-- Begin Dataset excerpt --

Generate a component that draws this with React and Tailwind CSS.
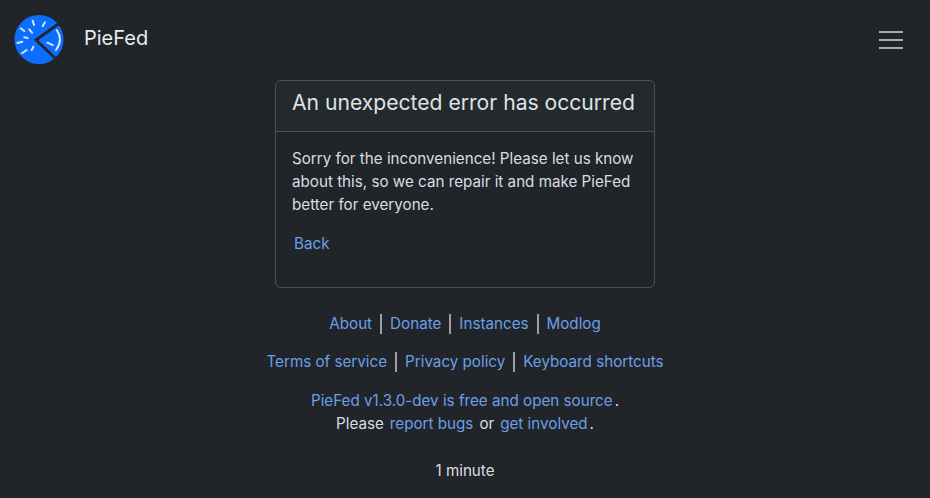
const font = { fontFamily: "Inter, sans-serif" };

function Logo() {
  return (
    <svg width="50" height="50" viewBox="0 0 50 50" className="block">
      <circle cx="25" cy="25.5" r="24.5" fill="#0d6efd" />
      <path d="M45 9.5 L22 26 L41 44" fill="none" stroke="#212529" strokeWidth="2.8" strokeLinejoin="miter" />
      <path d="M42.7 16 Q49.5 26 42 36" fill="none" stroke="#e4eeff" strokeWidth="1.8" strokeLinecap="round" />
      <g stroke="#d6e5ff" strokeWidth="2" strokeLinecap="round" fill="none">
        <path d="M18.7 6.7 L20 11" />
        <path d="M31 8.3 L28.7 12" />
        <path d="M6.7 14.3 L10.3 17" />
        <path d="M15.3 15.3 L18 18.7" />
        <path d="M10.3 23.3 L13.7 24" />
        <path d="M3.3 29 L8.3 27.7" />
        <path d="M8 39.3 L12.7 36" />
        <path d="M19.3 32.7 L17.7 36" />
        <path d="M33.3 28.7 L38.7 31" />
      </g>
    </svg>
  );
}

function FootLink({ children }) {
  return <a href="#" className="text-[#6b9fe8]">{children}</a>;
}

function Sep() {
  return <span className="w-[2px] h-[20px] bg-[#dee2e6]/65 mx-2" />;
}

export default function App() {
  return (
    <div style={font} className="w-[930px] h-[498px] overflow-hidden bg-[#212529] text-[#d9dde1] text-[15.2px] leading-[22.8px]">
      <header className="h-[80px] flex items-center justify-between pl-[14px] pr-[27px]">
        <a href="#" className="flex items-center gap-[20px] -mt-[2px]">
          <Logo />
          <span className="text-[20px] leading-[30px] -mt-[2px] text-[#e9ecef]">PieFed</span>
        </a>
        <button className="flex flex-col gap-[6px]">
          <span className="block w-[24px] h-[2px] bg-[#a9acaf]" />
          <span className="block w-[24px] h-[2px] bg-[#a9acaf]" />
          <span className="block w-[24px] h-[2px] bg-[#a9acaf]" />
        </button>
      </header>

      <main className="w-[380px] mx-auto border border-[#495057] rounded-md">
        <div className="h-[51px] px-4 border-b border-[#495057] bg-[#2b2f33]/40">
          <h1 className="text-[21.12px] leading-[43px] font-normal whitespace-nowrap text-[#dee2e6]">An unexpected error has occurred</h1>
        </div>
        <div className="h-[155px] px-4 pt-[16px]">
          <p>Sorry for the inconvenience! Please let us know about this, so we can repair it and make PieFed better for everyone.</p>
          <a href="#" className="block mt-[17px] ml-[2px] text-[#6b9fe8]">Back</a>
        </div>
      </main>

      <footer className="mt-[24px] flex flex-col items-center">
        <div className="flex items-center h-[24px]">
          <FootLink>About</FootLink><Sep />
          <FootLink>Donate</FootLink><Sep />
          <FootLink>Instances</FootLink><Sep />
          <FootLink>Modlog</FootLink>
        </div>
        <div className="flex items-center h-[24px] mt-[14px]">
          <FootLink>Terms of service</FootLink><Sep />
          <FootLink>Privacy policy</FootLink><Sep />
          <FootLink>Keyboard shortcuts</FootLink>
        </div>
        <div className="mt-[16px]"><FootLink>PieFed v1.3.0-dev is free and open source</FootLink><span className="ml-[2px]">.</span></div>
        <div className="flex gap-[6px]">
          <span>Please</span>
          <FootLink>report bugs</FootLink>
          <span>or</span>
          <span><FootLink>get involved</FootLink><span className="ml-[2px]">.</span></span>
        </div>
        <div className="mt-[24px]">1 minute</div>
      </footer>
    </div>
  );
}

-- End Dataset excerpt --

Do this
Reproduce the whole listing above word for word, but not its pictures.

Result for this task
Generate a component that draws this with React and Tailwind CSS.
const font = { fontFamily: "Inter, sans-serif" };

function Logo() {
  return (
    <svg width="50" height="50" viewBox="0 0 50 50" className="block">
      <circle cx="25" cy="25.5" r="24.5" fill="#0d6efd" />
      <path d="M45 9.5 L22 26 L41 44" fill="none" stroke="#212529" strokeWidth="2.8" strokeLinejoin="miter" />
      <path d="M42.7 16 Q49.5 26 42 36" fill="none" stroke="#e4eeff" strokeWidth="1.8" strokeLinecap="round" />
      <g stroke="#d6e5ff" strokeWidth="2" strokeLinecap="round" fill="none">
        <path d="M18.7 6.7 L20 11" />
        <path d="M31 8.3 L28.7 12" />
        <path d="M6.7 14.3 L10.3 17" />
        <path d="M15.3 15.3 L18 18.7" />
        <path d="M10.3 23.3 L13.7 24" />
        <path d="M3.3 29 L8.3 27.7" />
        <path d="M8 39.3 L12.7 36" />
        <path d="M19.3 32.7 L17.7 36" />
        <path d="M33.3 28.7 L38.7 31" />
      </g>
    </svg>
  );
}

function FootLink({ children }) {
  return <a href="#" className="text-[#6b9fe8]">{children}</a>;
}

function Sep() {
  return <span className="w-[2px] h-[20px] bg-[#dee2e6]/65 mx-2" />;
}

export default function App() {
  return (
    <div style={font} className="w-[930px] h-[498px] overflow-hidden bg-[#212529] text-[#d9dde1] text-[15.2px] leading-[22.8px]">
      <header className="h-[80px] flex items-center justify-between pl-[14px] pr-[27px]">
        <a href="#" className="flex items-center gap-[20px] -mt-[2px]">
          <Logo />
          <span className="text-[20px] leading-[30px] -mt-[2px] text-[#e9ecef]">PieFed</span>
        </a>
        <button className="flex flex-col gap-[6px]">
          <span className="block w-[24px] h-[2px] bg-[#a9acaf]" />
          <span className="block w-[24px] h-[2px] bg-[#a9acaf]" />
          <span className="block w-[24px] h-[2px] bg-[#a9acaf]" />
        </button>
      </header>

      <main className="w-[380px] mx-auto border border-[#495057] rounded-md">
        <div className="h-[51px] px-4 border-b border-[#495057] bg-[#2b2f33]/40">
          <h1 className="text-[21.12px] leading-[43px] font-normal whitespace-nowrap text-[#dee2e6]">An unexpected error has occurred</h1>
        </div>
        <div className="h-[155px] px-4 pt-[16px]">
          <p>Sorry for the inconvenience! Please let us know about this, so we can repair it and make PieFed better for everyone.</p>
          <a href="#" className="block mt-[17px] ml-[2px] text-[#6b9fe8]">Back</a>
        </div>
      </main>

      <footer className="mt-[24px] flex flex-col items-center">
        <div className="flex items-center h-[24px]">
          <FootLink>About</FootLink><Sep />
          <FootLink>Donate</FootLink><Sep />
          <FootLink>Instances</FootLink><Sep />
          <FootLink>Modlog</FootLink>
        </div>
        <div className="flex items-center h-[24px] mt-[14px]">
          <FootLink>Terms of service</FootLink><Sep />
          <FootLink>Privacy policy</FootLink><Sep />
          <FootLink>Keyboard shortcuts</FootLink>
        </div>
        <div className="mt-[16px]"><FootLink>PieFed v1.3.0-dev is free and open source</FootLink><span className="ml-[2px]">.</span></div>
        <div className="flex gap-[6px]">
          <span>Please</span>
          <FootLink>report bugs</FootLink>
          <span>or</span>
          <span><FootLink>get involved</FootLink><span className="ml-[2px]">.</span></span>
        </div>
        <div className="mt-[24px]">1 minute</div>
      </footer>
    </div>
  );
}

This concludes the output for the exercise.